Хотя участие англичан в заговоре — факт известный, ни один русский историк не ставит им этого в упрек: настолько очевидно, что в перевороте больше всех была заинтересована не Англия, а сама Россия. Устранение от власти Петра III объективно отвечало русским национальным интересам.
Европу шокировал не сам переворот 1762 года, как близнец похожий на все предшествующие российские перевороты — те же гвардейцы, та же неразбериха, очередная претендентка в традиционном уже военном мундире, те же патриотические речи в казармах, ритуальный манифест, обвиняющий предшественника во всех мыслимых грехах, то же французское шампанское и раздача подарков под занавес. Шокировала загадочная смерть Петра, породившая, естественно, массу слухов.
В своих письмах арестованный Петр поначалу просил жену о немногом: вернуть слугу-негритенка, скрипку, мопса и любовницу. (Все, кроме любовницы, арестованному тут же доставили.) Но чуть позже одно за другим идут письма с просьбой "отпустить в чужие края" и еще конкретнее — "отпустить меня скорее с назначенными лицами в Германию". Это уже не мопс и негритенок, это серьезная политическая проблема.
Странная ссора Петра с охранявшими его дворянами, неожиданно закончившаяся убийством, избавила Екатерину от одной головной боли, зато принесла другую. Вся Европа задавалась двумя вопросами: причастна ли к убийству новая императрица и почему за преступление никого не наказали? Сам факт убийства был для всех очевидным. Официальная версия о внезапной кончине бывшего императора от "геморроидальных колик" не могла убедить даже самого простодушного.
Шокировало Европу и то, что Екатерина взошла на престол, обойдя законного наследника.

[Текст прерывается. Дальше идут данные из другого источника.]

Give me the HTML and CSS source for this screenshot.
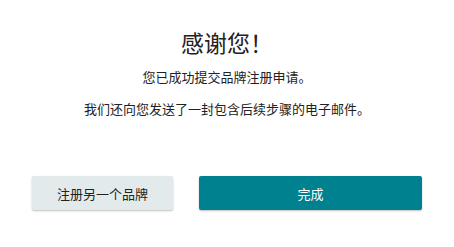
FILE: index.html
```html
<!DOCTYPE html>
<html lang="zh-CN">
<head>
<meta charset="utf-8">
<link rel="stylesheet" href="styles.css">
</head>
<body>
<main class="page">
  <h1 class="title">感谢您！</h1>
  <p class="msg msg-first">您已成功提交品牌注册申请。</p>
  <p class="msg msg-second">我们还向您发送了一封包含后续步骤的电子邮件。</p>
  <div class="actions">
    <button class="btn btn-secondary" type="button">注册另一个品牌</button>
    <button class="btn btn-primary" type="button">完成</button>
  </div>
</main>
</body>
</html>
```
FILE: styles.css
```css
html, body {
  margin: 0;
  padding: 0;
  background: #ffffff;
}
body {
  font-family: "Noto Sans CJK SC", "Noto Sans", sans-serif;
  color: #222222;
}
.page {
  width: 454px;
  height: 247px;
  box-sizing: border-box;
  padding: 27px 32px 0 32px;
  display: flex;
  flex-direction: column;
  align-items: center;
}
.title {
  margin: 0;
  font-size: 23px;
  line-height: 30px;
  font-weight: 400;
  color: #222222;
}
.msg {
  margin: 0;
  font-size: 13px;
  line-height: 20px;
  color: #222222;
}
.msg-first {
  margin-top: 10px;
}
.msg-second {
  margin-top: 12px;
}
.actions {
  margin-top: 57px;
  width: 100%;
  display: flex;
  gap: 26px;
}
.btn {
  height: 34px;
  border: none;
  border-radius: 2px;
  font-family: "Noto Sans CJK SC", "Noto Sans", sans-serif;
  font-size: 13px;
  padding: 0;
  box-shadow: 0 1px 2px rgba(0, 0, 0, 0.25);
  cursor: pointer;
}
.btn-secondary {
  width: 141px;
  background: #e2eaeb;
  color: #222222;
}
.btn-primary {
  flex: 1;
  background: #00818f;
  color: #ffffff;
}
```
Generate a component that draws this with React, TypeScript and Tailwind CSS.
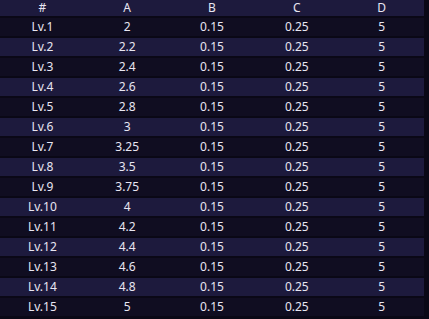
const rows = [
  ['Lv.1', '2'],
  ['Lv.2', '2.2'],
  ['Lv.3', '2.4'],
  ['Lv.4', '2.6'],
  ['Lv.5', '2.8'],
  ['Lv.6', '3'],
  ['Lv.7', '3.25'],
  ['Lv.8', '3.5'],
  ['Lv.9', '3.75'],
  ['Lv.10', '4'],
  ['Lv.11', '4.2'],
  ['Lv.12', '4.4'],
  ['Lv.13', '4.6'],
  ['Lv.14', '4.8'],
  ['Lv.15', '5'],
];

export default function App() {
  return (
    <div className="w-[429px] h-[319px] bg-[#0a0816] overflow-hidden font-['Noto_Sans',sans-serif] text-[12px] text-[#e8e6f2]">
      <div className="w-[424px] flex flex-col gap-[2px]">
        <div className="grid grid-cols-5 h-[16px] items-center text-center bg-[#1d1a3d] leading-none">
          <span>#</span>
          <span>A</span>
          <span>B</span>
          <span>C</span>
          <span>D</span>
        </div>
        {rows.map(([lv, a], i) => (
          <div
            key={lv}
            className={
              'grid grid-cols-5 h-[18px] items-center text-center leading-none ' +
              (i % 2 === 0 ? 'bg-[#100d21]' : 'bg-[#1d1a3d]')
            }
          >
            <span>{lv}</span>
            <span>{a}</span>
            <span>0.15</span>
            <span>0.25</span>
            <span>5</span>
          </div>
        ))}
      </div>
    </div>
  );
}
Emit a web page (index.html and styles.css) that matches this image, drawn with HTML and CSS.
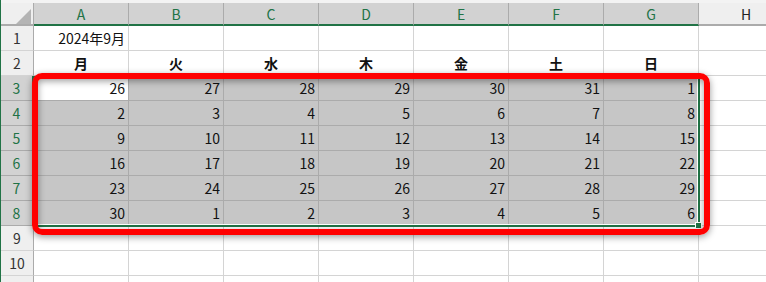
FILE: index.html
```html
<!DOCTYPE html>
<html lang="ja">
<head>
    <meta charset="UTF-8">
    <title>2024年9月 カレンダー</title>
    <link rel="stylesheet" href="styles.css">
</head>
<body>
    <div class="sheet">
        <div class="grid" id="grid">
            <div class="corner">
                <svg width="33" height="23" viewBox="0 0 33 23"><polygon points="30,6 30,21 15,21" fill="#b4b4b4"/></svg>
            </div>
        </div>
        <div class="selection"><span class="handle"></span></div>
        <div class="marker"></div>
    </div>

    <script>
        const grid = document.getElementById('grid');
        const cols = ['A', 'B', 'C', 'D', 'E', 'F', 'G', 'H'];
        const days = ['月', '火', '水', '木', '金', '土', '日'];
        const weeks = [
            [26, 27, 28, 29, 30, 31, 1],
            [2, 3, 4, 5, 6, 7, 8],
            [9, 10, 11, 12, 13, 14, 15],
            [16, 17, 18, 19, 20, 21, 22],
            [23, 24, 25, 26, 27, 28, 29],
            [30, 1, 2, 3, 4, 5, 6]
        ];

        function cell(cls, text) {
            const el = document.createElement('div');
            el.className = cls;
            if (text !== undefined) el.textContent = text;
            grid.appendChild(el);
        }

        // column headers
        cols.forEach((c, i) => cell(i < 7 ? 'col-head sel' : 'col-head', c));

        // row 11 only peeks in at the bottom edge, so its number stays out of view
        for (let r = 1; r <= 11; r++) {
            const inSel = r >= 3 && r <= 8;
            cell(inSel ? 'row-head sel' : 'row-head', r < 11 ? r : undefined);
            for (let c = 0; c < 8; c++) {
                let cls = 'cell';
                let text;
                if (r === 1 && c === 0) text = '2024年9月';
                if (r === 2 && c < 7) { cls += ' day'; text = days[c]; }
                if (inSel && c < 7) {
                    cls += (r === 3 && c === 0) ? ' active' : ' picked';
                    text = weeks[r - 3][c];
                }
                cell(cls, text);
            }
        }
    </script>
</body>
</html>
```

FILE: styles.css
```css
* {
    box-sizing: border-box;
}
body {
    margin: 0;
    background: #ffffff;
    font-family: "Noto Sans CJK JP", "Noto Sans", sans-serif;
    overflow: hidden;
}
.sheet {
    position: relative;
    width: 766px;
    height: 282px;
    padding-top: 3px;
    background: #f3f3f3;
    border-left: 1px solid #217346;
    overflow: hidden;
}
.grid {
    display: grid;
    grid-template-columns: 33px repeat(8, 95px);
    grid-template-rows: 23px repeat(11, 25px);
    background: #ffffff;
}
.corner {
    background: #efefef;
    border-right: 1px solid #ababab;
    border-bottom: 2px solid #ababab;
}
.corner svg {
    display: block;
}
.col-head {
    display: flex;
    align-items: center;
    justify-content: center;
    background: #efefef;
    border-right: 1px solid #ababab;
    border-bottom: 2px solid #ababab;
    font-size: 14px;
    color: #222222;
}
.col-head.sel {
    background: #d2d2d2;
    color: #217346;
    border-bottom-color: #217346;
}
.row-head {
    display: flex;
    align-items: center;
    justify-content: center;
    background: #efefef;
    border-right: 1px solid #ababab;
    border-bottom: 1px solid #d4d4d4;
    font-size: 14px;
    color: #333333;
}
.row-head.sel {
    background: #d2d2d2;
    color: #217346;
    border-right: 2px solid #217346;
    border-bottom-color: #ababab;
}
.cell {
    display: flex;
    align-items: center;
    justify-content: flex-end;
    padding-right: 3px;
    border-right: 1px solid #d4d4d4;
    border-bottom: 1px solid #d4d4d4;
    font-size: 14px;
    color: #111111;
    white-space: nowrap;
}
.cell.day {
    justify-content: center;
    font-weight: bold;
    padding-right: 0;
}
.cell.picked {
    background: #c6c6c6;
    border-color: #ababab;
}
.cell.active {
    background: #ffffff;
    border-color: #ababab;
}
.selection {
    position: absolute;
    left: 32px;
    top: 76px;
    width: 667px;
    height: 151px;
    border: 2px solid #217346;
    box-shadow: inset 0 0 0 1px #ffffff;
}
.handle {
    position: absolute;
    right: -4px;
    bottom: -4px;
    width: 7px;
    height: 7px;
    background: #217346;
    border: 1px solid #ffffff;
}
.marker {
    position: absolute;
    left: 31px;
    top: 73px;
    width: 678px;
    height: 162px;
    border: 6px solid #ff0000;
    border-radius: 10px;
    box-shadow: 0 2px 7px rgba(0, 0, 0, 0.4), inset 0 2px 7px rgba(0, 0, 0, 0.4);
}
```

Регентство при малолетнем сыне мать не устроило, поскольку, как свидетельствовала русская история, это дело непрочное. Судьбы регента Меншикова, затем регента Бирона и правительницы Анны Леопольдовны говорили сами за себя. Екатерина хотела иметь твердые гарантии. Именно этот факт узурпации власти отбрасывал ту черную тень, что долгие годы омрачала отношения императрицы с Павлом. Сын не мог не думать о том, что мать занимает трон не по праву. Мать не могла, глядя на сына, не подозревать Павла и его ближайшее окружение в желании поменять статус-кво.
О том, какие настроения в связи со смертью Петра III царили в это время в Европе, можно судить по воспоминаниям датского дипломата Андреаса Шумахера. Это свидетельство особенно показательно, если учесть, что не было в это время в Европе страны более заинтересованной в устранении с русского престола Петра III, чем Дания, ведь именно с датчанами российский император собирался воевать ради интересов родной ему Голштинии, Дипломат пишет:
Таков был конец несчастного внука Петра I. Он [Петр I] учинил расправу над собственным сыном, и вот Бог наказал его в этом потомке. Это новый, хотя и печальный пример того, что никогда иностранному принцу не удастся безнаказанно вступить в Россию.
Обращает на себя внимание многозначительная оговорка — Петр III, конечно, был наследником и шведского престола, но назвать "иностранным принцем" внука Петра Великого можно разве лишь потому, что сам потомок реформатора считал себя в России иностранцем. В этом смысле с датским дипломатом можно согласиться: Россия отторгла от себя чужого ей не столько по крови, сколько по духу Петра Ульриха, зато как свою приняла немку Екатерину.